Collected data
-=-=-=-=-

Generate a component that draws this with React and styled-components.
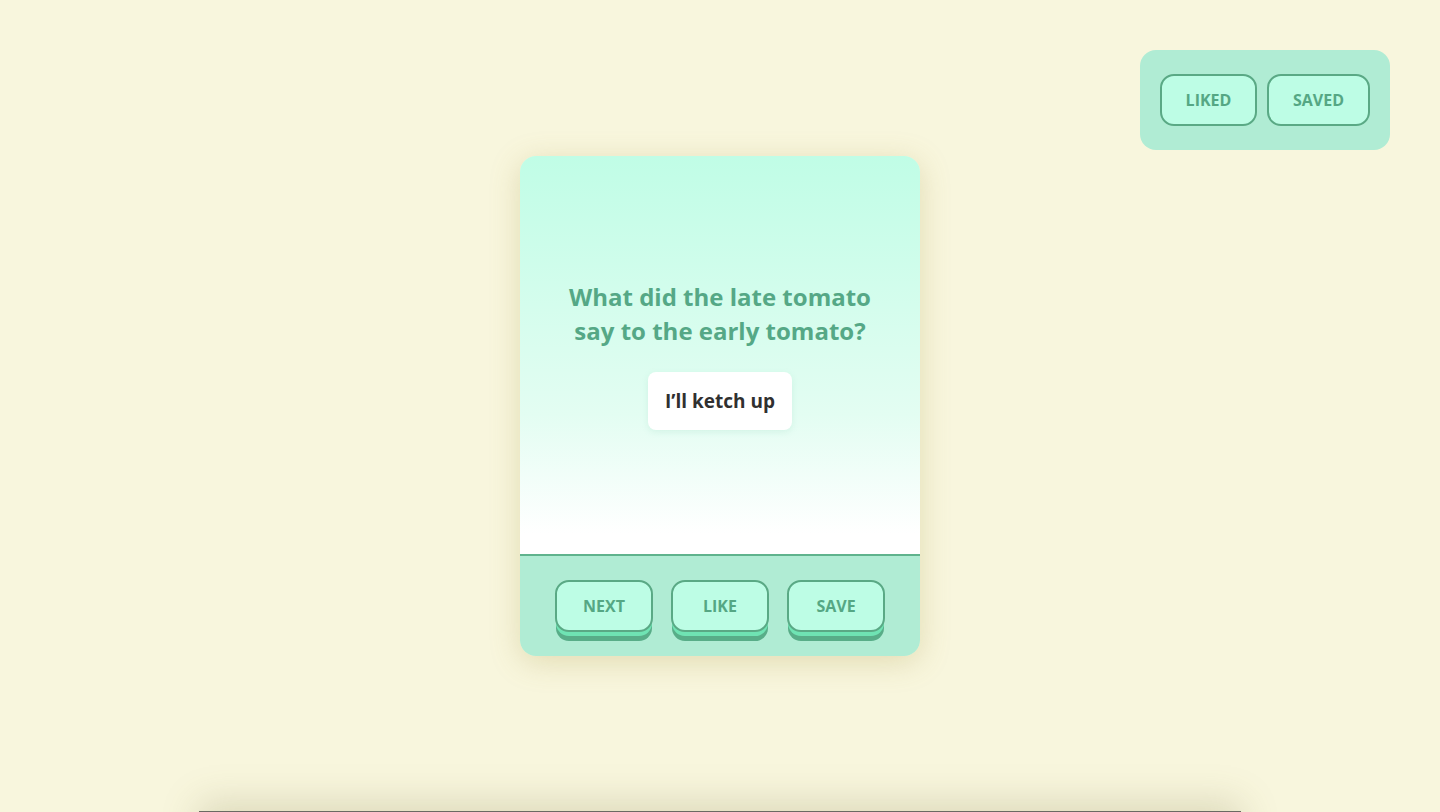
import React from "react";
import styled, { createGlobalStyle } from "styled-components";

const Global = createGlobalStyle`
  html, body { margin: 0; padding: 0; }
  body {
    background: #f8f6dd;
    font-family: "Open Sans", "Noto Sans", sans-serif;
    overflow: hidden;
  }
`;

const Page = styled.main`
  position: relative;
  height: 812px;
  display: flex;
  align-items: center;
  justify-content: center;
`;

const Collections = styled.nav`
  position: absolute;
  top: 50px;
  right: 50px;
  display: flex;
  gap: 10px;
  padding: 24px 20px;
  background: #b0ecd4;
  border-radius: 16px;
`;

const PillButton = styled.button`
  width: ${(p) => p.$w}px;
  height: 52px;
  padding: 0;
  background: #bdfde5;
  border: 2px solid #5aa985;
  border-radius: 14px;
  color: #55a784;
  font-family: "Open Sans", sans-serif;
  font-weight: 700;
  font-size: 16px;
  text-transform: uppercase;
  cursor: pointer;
`;

const Card = styled.section`
  width: 400px;
  height: 500px;
  border-radius: 16px;
  overflow: hidden;
  display: flex;
  flex-direction: column;
  box-shadow: 0 6px 30px rgba(170, 150, 70, 0.28);
`;

const Body = styled.div`
  flex: 1;
  display: flex;
  flex-direction: column;
  align-items: center;
  justify-content: center;
  gap: 24px;
  padding: 0 40px;
  background: linear-gradient(180deg, #c0fde6 0%, #e3fdf2 65%, #ffffff 95%);
  border-bottom: 2px solid #5fb38d;
`;

const Question = styled.h2`
  margin: 0;
  max-width: 320px;
  text-align: center;
  color: #55a886;
  font-size: 24px;
  line-height: 34px;
  font-weight: 700;
`;

const Answer = styled.div`
  padding: 0 17px;
  height: 58px;
  display: flex;
  align-items: center;
  background: #ffffff;
  border-radius: 8px;
  box-shadow: 0 2px 6px rgba(120, 200, 170, 0.18);
  color: #303030;
  font-size: 19px;
  font-weight: 700;
`;

const Footer = styled.div`
  height: 100px;
  flex-shrink: 0;
  background: #b0ecd4;
  display: flex;
  align-items: flex-start;
  justify-content: center;
  gap: 18px;
  padding-top: 24px;
  box-sizing: border-box;
`;

const ActionButton = styled.button`
  width: 98px;
  height: 52px;
  padding: 0;
  background: #bdfde5;
  border: 2px solid #5aa985;
  border-radius: 14px;
  color: #55a784;
  font-family: "Open Sans", sans-serif;
  font-weight: 700;
  font-size: 16px;
  text-transform: uppercase;
  box-shadow: 0 5px 0 -1px #6fe3b3, 0 10px 0 -1px #58ad88;
  cursor: pointer;
`;

const Drawer = styled.div`
  position: fixed;
  left: 199px;
  width: 1042px;
  top: 811px;
  height: 300px;
  background: #fbfbf6;
  border-top: 1px solid #6a6a62;
  box-shadow: 0 -8px 36px rgba(120, 110, 60, 0.22);
`;

export default function App() {
  return (
    <>
      <Global />
      <Page>
        <Collections>
          <PillButton $w={97}>Liked</PillButton>
          <PillButton $w={103}>Saved</PillButton>
        </Collections>
        <Card>
          <Body>
            <Question>What did the late tomato say to the early tomato?</Question>
            <Answer>I’ll ketch up</Answer>
          </Body>
          <Footer>
            <ActionButton>Next</ActionButton>
            <ActionButton>Like</ActionButton>
            <ActionButton>Save</ActionButton>
          </Footer>
        </Card>
        <Drawer />
      </Page>
    </>
  );
}
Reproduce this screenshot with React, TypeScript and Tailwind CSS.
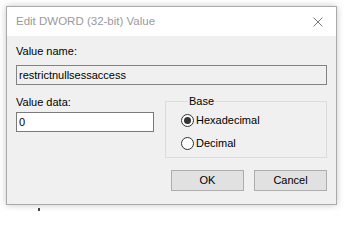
import React from 'react';

function Radio({ label, checked }: { label: string; checked?: boolean }) {
  return (
    <label className="flex items-center gap-[2px] h-[14px]">
      <span className="flex h-[13px] w-[13px] items-center justify-center rounded-full border border-[#333] bg-white">
        {checked && <span className="h-[7px] w-[7px] rounded-full bg-[#333]" />}
      </span>
      <span>{label}</span>
    </label>
  );
}

export default function App() {
  return (
    <div className="h-[212px] w-[344px] overflow-hidden bg-white pl-[6px] pt-[6px] font-['Liberation_Sans',Arial,sans-serif] text-[11px] leading-[13px] text-black">
      <div className="flex h-[199px] w-[331px] flex-col border border-[#a9a9a9] bg-[#f0f0f0] shadow-[0_0_7px_rgba(0,0,0,0.22)]">
        {/* title bar */}
        <div className="flex h-[29px] items-center justify-between bg-white pl-[9px] pr-[9px]">
          <span className="text-[11.5px] text-[#9a9a9a]">Edit DWORD (32-bit) Value</span>
          <svg width="10" height="10" viewBox="0 0 10 10" className="mr-[4px]">
            <path d="M0.5 0.5 L9.5 9.5 M9.5 0.5 L0.5 9.5" stroke="#7a7a7a" strokeWidth="1" />
          </svg>
        </div>

        <div className="flex flex-1 flex-col px-[9px] pt-[9px]">
          <div>Value name:</div>
          <input
            readOnly
            value="restrictnullsessaccess"
            className="mt-[7px] h-[20px] w-full border border-[#838383] bg-[#f0f0f0] px-[2px] text-[11px] outline-none"
          />

          <div className="mt-[10px] flex gap-[11px]">
            <div className="flex w-[138px] flex-col">
              <div className="mt-[1px]">Value data:</div>
              <input
                readOnly
                value="0"
                className="mt-[3px] h-[20px] w-full border border-[#7a7a7a] bg-white px-[2px] text-[11px] outline-none"
              />
            </div>
            <fieldset className="h-[63px] flex-1 border border-[#dcdcdc] pl-[15px] pt-[5px]">
              <legend className="ml-[7px] px-[1px]">Base</legend>
              <div className="flex flex-col gap-[9px]">
                <Radio label="Hexadecimal" checked />
                <Radio label="Decimal" />
              </div>
            </fieldset>
          </div>

          <div className="mt-[12px] flex justify-end gap-[10px]">
            <button className="h-[21px] w-[73px] border border-[#adadad] bg-[#e1e1e1] text-[11px]">OK</button>
            <button className="h-[21px] w-[73px] border border-[#adadad] bg-[#e1e1e1] text-[11px]">Cancel</button>
          </div>
        </div>
      </div>
      <div className="ml-[32px] mt-[3px] h-[3px] w-[2px] bg-[#444]" />
    </div>
  );
}
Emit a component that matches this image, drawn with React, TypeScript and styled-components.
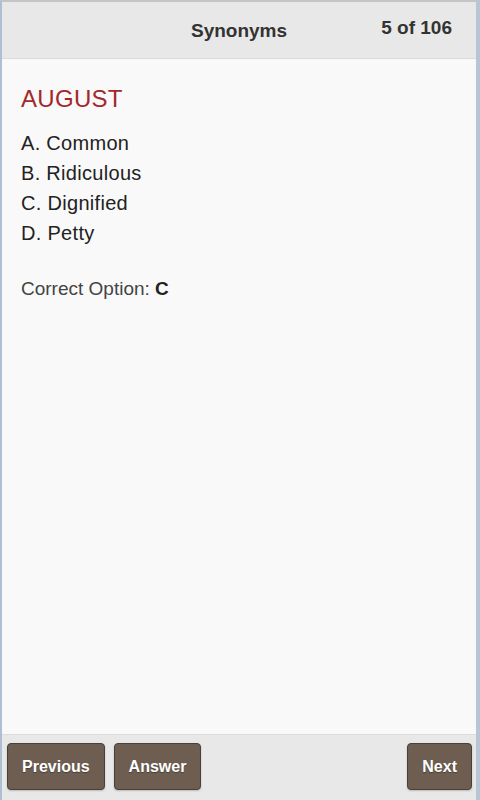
import React from 'react';
import styled, { createGlobalStyle } from 'styled-components';

const GlobalStyle = createGlobalStyle`
  html, body {
    margin: 0;
    padding: 0;
    background: #f9f9f9;
  }
  * {
    box-sizing: border-box;
  }
`;

interface Question {
  word: string;
  options: string[];
  answer: string;
}

const question: Question = {
  word: 'AUGUST',
  options: ['Common', 'Ridiculous', 'Dignified', 'Petty'],
  answer: 'C',
};

const Frame = styled.div`
  display: flex;
  flex-direction: column;
  height: 800px;
  border-top: 2px solid #c4c4c4;
  border-left: 2px solid #aebfd3;
  border-right: 4px solid #b8c5d4;
  font-family: 'Liberation Sans', Arial, sans-serif;
  background: #f9f9f9;
`;

const Header = styled.header`
  display: grid;
  grid-template-columns: 1fr auto 1fr;
  align-items: start;
  height: 57px;
  background: #e8e8e8;
  border-bottom: 1px solid #dadada;
`;

const Title = styled.h1`
  grid-column: 2;
  margin: 0;
  padding-top: 18px;
  font-size: 19px;
  line-height: 22px;
  font-weight: bold;
  color: #333;
`;

const Counter = styled.div`
  grid-column: 3;
  justify-self: end;
  padding: 15px 24px 0 0;
  font-size: 19px;
  line-height: 22px;
  font-weight: bold;
  color: #333;
`;

const Content = styled.main`
  flex: 1;
  padding: 26px 19px 0;
`;

const Word = styled.h2`
  margin: 0 0 15px;
  font-size: 24px;
  line-height: 28px;
  font-weight: normal;
  letter-spacing: 0.3px;
  color: #a3282a;
`;

const OptionList = styled.ol`
  list-style: none;
  margin: 0;
  padding: 0;
`;

const Option = styled.li`
  font-size: 20px;
  line-height: 30px;
  letter-spacing: 0.3px;
  color: #222;
`;

const Correct = styled.p`
  margin: 29px 0 0;
  font-size: 19px;
  line-height: 24px;
  color: #444;

  b {
    color: #222;
  }
`;

const Footer = styled.footer`
  display: flex;
  gap: 9px;
  height: 66px;
  padding: 8px 4px 0 5px;
  background: #e8e8e8;
  border-top: 1px solid #dcdcdc;
`;

const Button = styled.button<{ $push?: boolean }>`
  height: 47px;
  padding: 0 14px;
  margin-left: ${(p) => (p.$push ? 'auto' : '0')};
  background: #6e5e51;
  border: 1px solid #4b4038;
  border-radius: 4px;
  color: #fff;
  font-family: 'Liberation Sans', Arial, sans-serif;
  font-size: 16px;
  font-weight: bold;
  text-shadow: 0 1px 1px rgba(0, 0, 0, 0.35);
  box-shadow: 0 1px 2px rgba(0, 0, 0, 0.2);
  cursor: pointer;
`;

const App: React.FC = () => {
  const letters = ['A', 'B', 'C', 'D'];
  return (
    <>
      <GlobalStyle />
      <Frame>
        <Header>
          <Title>Synonyms</Title>
          <Counter>5 of 106</Counter>
        </Header>
        <Content>
          <Word>{question.word}</Word>
          <OptionList>
            {question.options.map((opt, i) => (
              <Option key={opt}>
                {letters[i]}. {opt}
              </Option>
            ))}
          </OptionList>
          <Correct>
            Correct Option: <b>{question.answer}</b>
          </Correct>
        </Content>
        <Footer>
          <Button>Previous</Button>
          <Button>Answer</Button>
          <Button $push>Next</Button>
        </Footer>
      </Frame>
    </>
  );
};

export default App;
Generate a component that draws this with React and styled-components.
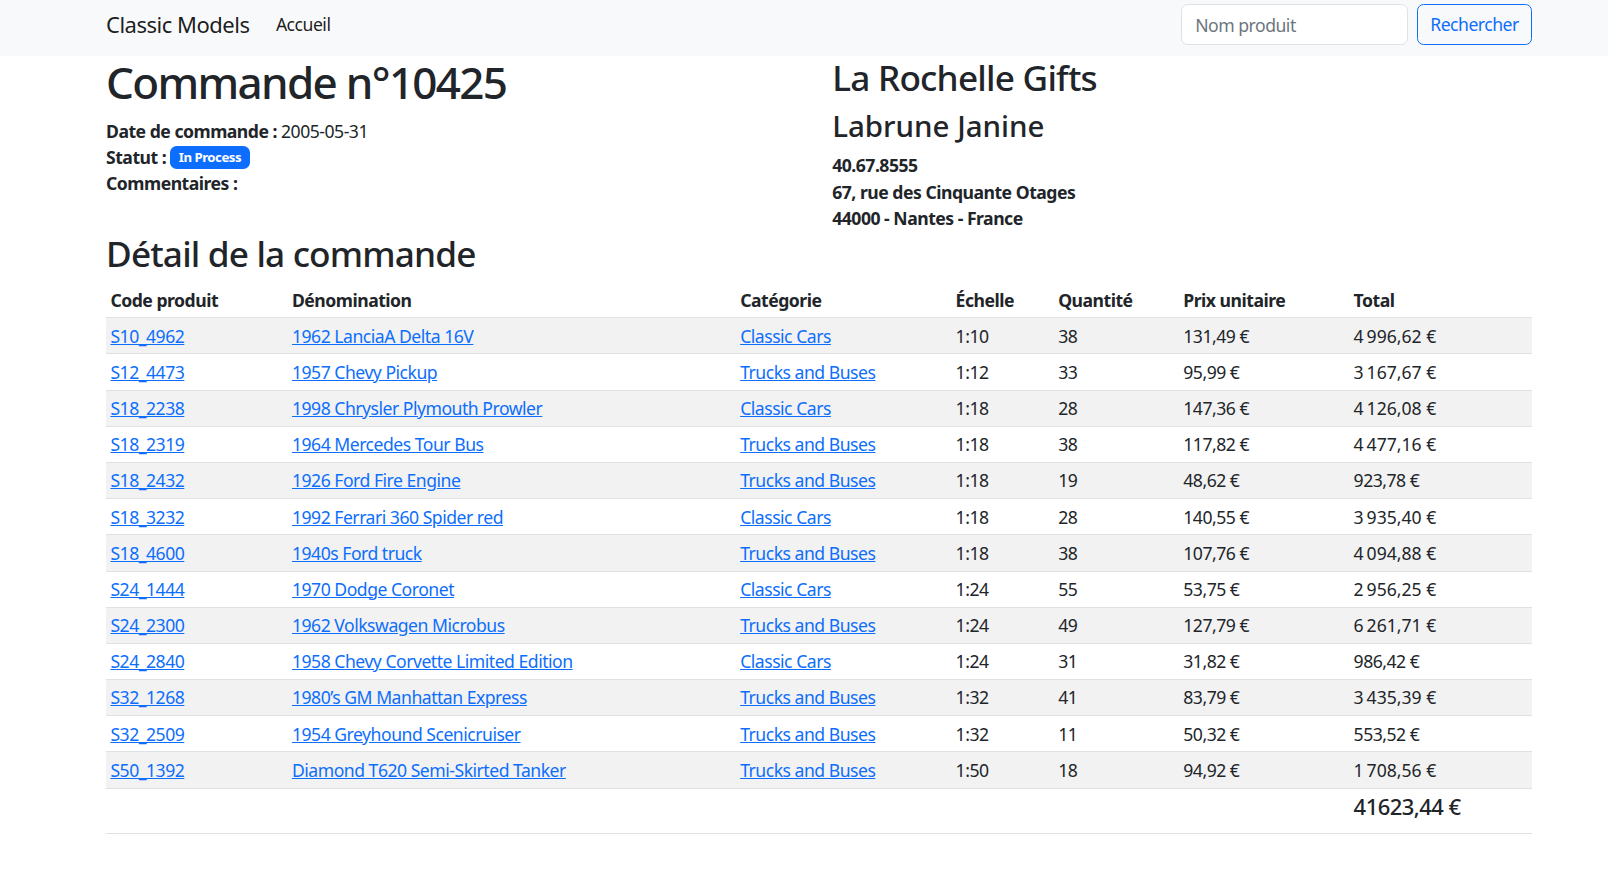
import React from "react";
import styled, { createGlobalStyle } from "styled-components";

const GlobalStyle = createGlobalStyle`
	html, body {
		margin: 0;
		padding: 0;
		background: #fff;
	}
	body {
		font-family: "Noto Sans", "Open Sans", sans-serif;
		font-size: 17.6px;
		line-height: 1.5;
		letter-spacing: -0.028em;
		color: #212529;
	}
	* {
		box-sizing: border-box;
	}
`;

const lines = [
	["S10_4962", "1962 LanciaA Delta 16V", "Classic Cars", "1:10", 38, 131.49],
	["S12_4473", "1957 Chevy Pickup", "Trucks and Buses", "1:12", 33, 95.99],
	["S18_2238", "1998 Chrysler Plymouth Prowler", "Classic Cars", "1:18", 28, 147.36],
	["S18_2319", "1964 Mercedes Tour Bus", "Trucks and Buses", "1:18", 38, 117.82],
	["S18_2432", "1926 Ford Fire Engine", "Trucks and Buses", "1:18", 19, 48.62],
	["S18_3232", "1992 Ferrari 360 Spider red", "Classic Cars", "1:18", 28, 140.55],
	["S18_4600", "1940s Ford truck", "Trucks and Buses", "1:18", 38, 107.76],
	["S24_1444", "1970 Dodge Coronet", "Classic Cars", "1:24", 55, 53.75],
	["S24_2300", "1962 Volkswagen Microbus", "Trucks and Buses", "1:24", 49, 127.79],
	["S24_2840", "1958 Chevy Corvette Limited Edition", "Classic Cars", "1:24", 31, 31.82],
	["S32_1268", "1980\u2019s GM Manhattan Express", "Trucks and Buses", "1:32", 41, 83.79],
	["S32_2509", "1954 Greyhound Scenicruiser", "Trucks and Buses", "1:32", 11, 50.32],
	["S50_1392", "Diamond T620 Semi-Skirted Tanker", "Trucks and Buses", "1:50", 18, 94.92],
];

// montants en centimes -> "4 996,62 €"
const euros = (cents, sep = "\u202f") => {
	const whole = Math.floor(cents / 100)
		.toString()
		.replace(/\B(?=(\d{3})+(?!\d))/g, sep);
	const dec = String(cents % 100).padStart(2, "0");
	return `${whole},${dec}\u00a0€`;
};

const columns = [
	["Code produit", 181.5],
	["Dénomination", 448.1],
	["Catégorie", 215.4],
	["Échelle", 102.5],
	["Quantité", 125.1],
	["Prix unitaire", 170.3],
	["Total", 182.7],
];

const App = () => {
	const rows = lines.map(([code, name, cat, scale, qty, price]) => {
		const unit = Math.round(price * 100);
		return { code, name, cat, scale, qty, unit, total: unit * qty };
	});
	const sum = rows.reduce((acc, r) => acc + r.total, 0);

	return (
		<>
			<GlobalStyle />
			<Navbar>
				<NavInner>
					<Brand href="#">Classic Models</Brand>
					<NavLink href="#">Accueil</NavLink>
					<SearchForm onSubmit={(e) => e.preventDefault()}>
						<SearchInput type="search" placeholder="Nom produit" />
						<SearchButton type="submit">Rechercher</SearchButton>
					</SearchForm>
				</NavInner>
			</Navbar>
			<Main>
				<InfoRow>
					<Column>
						<Title>Commande n°10425</Title>
						<Line>
							<strong>Date de commande :</strong> 2005-05-31
						</Line>
						<Line>
							<strong>Statut :</strong> <Badge>In Process</Badge>
						</Line>
						<Line>
							<strong>Commentaires :</strong>
						</Line>
					</Column>
					<Column>
						<Customer>La Rochelle Gifts</Customer>
						<Contact>Labrune Janine</Contact>
						<Line $bold>40.67.8555</Line>
						<Line $bold>67, rue des Cinquante Otages</Line>
						<Line $bold>44000 - Nantes - France</Line>
					</Column>
				</InfoRow>
				<SectionTitle>Détail de la commande</SectionTitle>
				<Table>
					<colgroup>
						{columns.map(([label, w]) => (
							<col key={label} style={{ width: w }} />
						))}
					</colgroup>
					<thead>
						<tr>
							{columns.map(([label]) => (
								<Th key={label}>{label}</Th>
							))}
						</tr>
					</thead>
					<tbody>
						{rows.map((r, i) => (
							<Row key={r.code} $striped={i % 2 === 0}>
								<Td>
									<Link href="#">{r.code}</Link>
								</Td>
								<Td>
									<Link href="#">{r.name}</Link>
								</Td>
								<Td>
									<Link href="#">{r.cat}</Link>
								</Td>
								<Td>{r.scale}</Td>
								<Td>{r.qty}</Td>
								<Td>{euros(r.unit)}</Td>
								<Td>{euros(r.total)}</Td>
							</Row>
						))}
						<Row>
							<Td />
							<Td />
							<Td />
							<Td />
							<Td />
							<Td />
							<Td>
								<GrandTotal>{euros(sum, "")}</GrandTotal>
							</Td>
						</Row>
					</tbody>
				</Table>
			</Main>
		</>
	);
};

export default App;

const Navbar = styled.nav`
	background: #f8f9fa;
	height: 56px;
`;

const NavInner = styled.div`
	height: 100%;
	padding: 0 76px 7px 106px;
	display: flex;
	align-items: center;
`;

const Brand = styled.a`
	font-size: 22px;
	color: rgba(0, 0, 0, 0.9);
	text-decoration: none;
	margin-right: 17.6px;
`;

const NavLink = styled.a`
	padding: 8.8px;
	color: rgba(0, 0, 0, 0.9);
	text-decoration: none;
`;

const SearchForm = styled.form`
	margin-left: auto;
	display: flex;
	gap: 9px;
`;

const SearchInput = styled.input`
	width: 227px;
	height: 41px;
	padding: 6.6px 13.2px;
	font: inherit;
	letter-spacing: inherit;
	color: #212529;
	background: #fff;
	border: 1px solid #dee2e6;
	border-radius: 6.6px;
	outline: none;
	&::placeholder {
		color: #6c757d;
	}
`;

const SearchButton = styled.button`
	width: 115px;
	height: 41px;
	font: inherit;
	letter-spacing: inherit;
	color: #0d6efd;
	background: transparent;
	border: 1px solid #0d6efd;
	border-radius: 6.6px;
	cursor: pointer;
`;

const Main = styled.main`
	padding: 0 76px 0 106px;
`;

const InfoRow = styled.div`
	display: grid;
	grid-template-columns: 1fr 1fr;
	column-gap: 26.4px;
`;

const Column = styled.div`
	display: flex;
	flex-direction: column;
`;

const Title = styled.h1`
	font-size: 44px;
	font-weight: 500;
	line-height: 1.2;
	letter-spacing: -0.038em;
	margin: 0 0 8.8px;
`;

const Customer = styled.h2`
	font-size: 35.2px;
	font-weight: 500;
	line-height: 1.2;
	letter-spacing: -0.022em;
	margin: 0 0 9.8px;
`;

const Contact = styled.h3`
	font-size: 29.5px;
	font-weight: 500;
	line-height: 1.2;
	letter-spacing: 0;
	margin: 0 0 9px;
`;

const Line = styled.div`
	font-weight: ${(props) => (props.$bold ? 700 : 400)};
	strong {
		font-weight: 700;
	}
`;

const Badge = styled.span`
	display: inline-block;
	padding: 4.6px 8.6px;
	font-size: 13.2px;
	font-weight: 700;
	line-height: 1;
	color: #fff;
	background: #0d6efd;
	border-radius: 6.6px;
	vertical-align: 2px;
`;

const SectionTitle = styled.h2`
	font-size: 35.2px;
	font-weight: 500;
	line-height: 1.2;
	letter-spacing: -0.024em;
	margin: 0.5px 0 7.8px;
`;

const Table = styled.table`
	width: 100%;
	table-layout: fixed;
	border-collapse: collapse;
	margin-bottom: 17.6px;
`;

const Th = styled.th`
	text-align: left;
	font-weight: 700;
	padding: 4.4px;
	border-bottom: 1px solid #dee2e6;
`;

const Row = styled.tr`
	background: ${(props) => (props.$striped ? "#f2f2f2" : "transparent")};
`;

const Td = styled.td`
	padding: 4.4px;
	border-bottom: 1px solid #dee2e6;
	vertical-align: top;
`;

const Link = styled.a`
	color: #0d6efd;
	text-decoration: underline;
`;

const GrandTotal = styled.h5`
	font-size: 22px;
	font-weight: 500;
	line-height: 1.2;
	letter-spacing: -0.025em;
	margin: 0 0 8.8px;
`;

-=-=-=-=-

▶ **What is expected**
Find the word "with" in the entries above and gather every line that holds it.

▶ **The result**
Generate a component that draws this with React and styled-components.
Reproduce this screenshot with React, TypeScript and Tailwind CSS.
Emit a component that matches this image, drawn with React, TypeScript and styled-components.
Generate a component that draws this with React and styled-components.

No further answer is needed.